How long does it take to learn Italian with an app?

With 20 minutes a day on a context-rich app, expect to handle basic conversations after 3-4 months, reach B1 in 9-12 months, and B2 in 18-24 months. The Foreign Service Institute estimates around 600 hours for English speakers to reach professional proficiency in Italian, which is roughly the same as French or Spanish.

What are the hardest things about learning Italian?

The biggest challenges are gendered nouns (every noun is masculine or feminine), six verb conjugations across multiple tenses including the tricky congiuntivo, formal versus informal address (tu vs Lei), pronunciation of double consonants, and regional variation between standard Italian and dialects like Neapolitan, Sicilian, or Venetian.

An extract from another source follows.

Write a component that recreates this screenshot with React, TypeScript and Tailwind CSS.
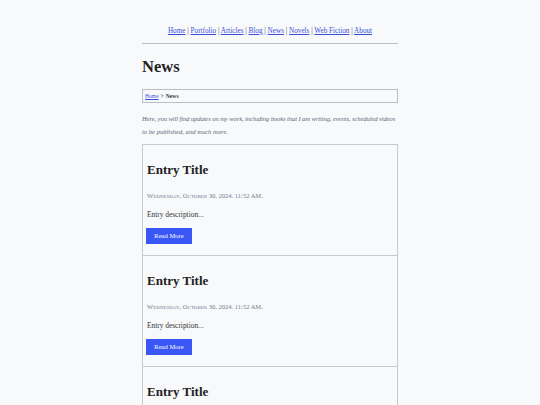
import React from "react";

const links = ["Home", "Portfolio", "Articles", "Blog", "News", "Novels", "Web Fiction", "About"];

function Entry() {
  return (
    <div className="border border-[#c4c9d2] px-[3px] pt-[13px] pb-[11px] -mt-px first:mt-0">
      <h2 className="pl-px text-[13px] font-bold leading-[24px] text-[#222]">Entry Title</h2>
      <div className="mt-[9px] pl-px text-[6.5px] leading-[10px] text-[#6f7d8f] [font-variant:small-caps]">
        Wednesday, October 30, 2024. 11:52 AM.
      </div>
      <p className="mt-[9px] pl-px text-[7.4px] leading-[10px] text-[#333]">Entry description...</p>
      <button className="mt-[8px] flex h-[16px] w-[46px] items-center justify-center bg-[#3a57f5] text-[6.6px] text-white">
        Read More
      </button>
    </div>
  );
}

export default function App() {
  return (
    <div className="min-h-[405px] bg-[#f8f9fb] font-['Liberation_Serif',serif]">
      <div className="mx-auto w-[256px]">
        <nav className="border-b border-[#b9bdc4] pt-[25px] pb-[6px] text-center text-[7.2px] leading-[12px] text-[#444]">
          {links.map((l, i) => (
            <span key={l}>
              <a href="#" className="text-[#3b4fd8] underline">
                {l}
              </a>
              {i < links.length - 1 ? " | " : ""}
            </span>
          ))}
        </nav>
        <h1 className="mt-[13px] text-[16.5px] font-bold leading-[20px] text-[#222]">News</h1>
        <div className="mt-[12px] flex h-[14px] items-center border border-[#b9bdc4] px-[2px] text-[5.6px] text-[#333]">
          <a href="#" className="text-[#3b4fd8] underline">
            Home
          </a>
          <span className="mx-[2px]">&gt;</span>
          <span className="font-bold">News</span>
        </div>
        <p className="mt-[9px] text-[6.6px] italic leading-[13px] text-[#5d6878]">
          <span className="block whitespace-nowrap tracking-[-0.1px]">
            Here, you will find updates on my work, including books that I am writing, events, scheduled videos
          </span>
          <span className="block">to be published, and much more.</span>
        </p>
        <div className="mt-[6px] flex flex-col">
          <Entry />
          <Entry />
          <Entry />
        </div>
      </div>
    </div>
  );
}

Can you learn Italian for free?

Yes. Hello Nabu offers a complete free Italian course for individual learners, including AI speaking feedback and story-based lessons. Duolingo also has a free Italian tree. Free options on the BBC Languages archive and YouTube fill in cultural and listening practice. A motivated learner can reach B1 in Italian without spending anything.

Is Babbel or Duolingo better for Italian?

Babbel offers more structured grammar lessons and tends to suit adult learners who want classroom-style progression. Duolingo is more gamified and better for building a daily habit. Neither offers the level of contextual immersion or speaking feedback you get with Hello Nabu, which is why most serious Italian learners use a context-based tool plus a vocabulary app.

Should I learn standard Italian or a regional dialect?

Start with standard Italian (the variety taught in schools and used in national media). It is understood everywhere in Italy and forms the base of every certification (CILS, CELI, PLIDA). Once you reach B1-B2 you can add regional vocabulary and expressions specific to where you visit or live.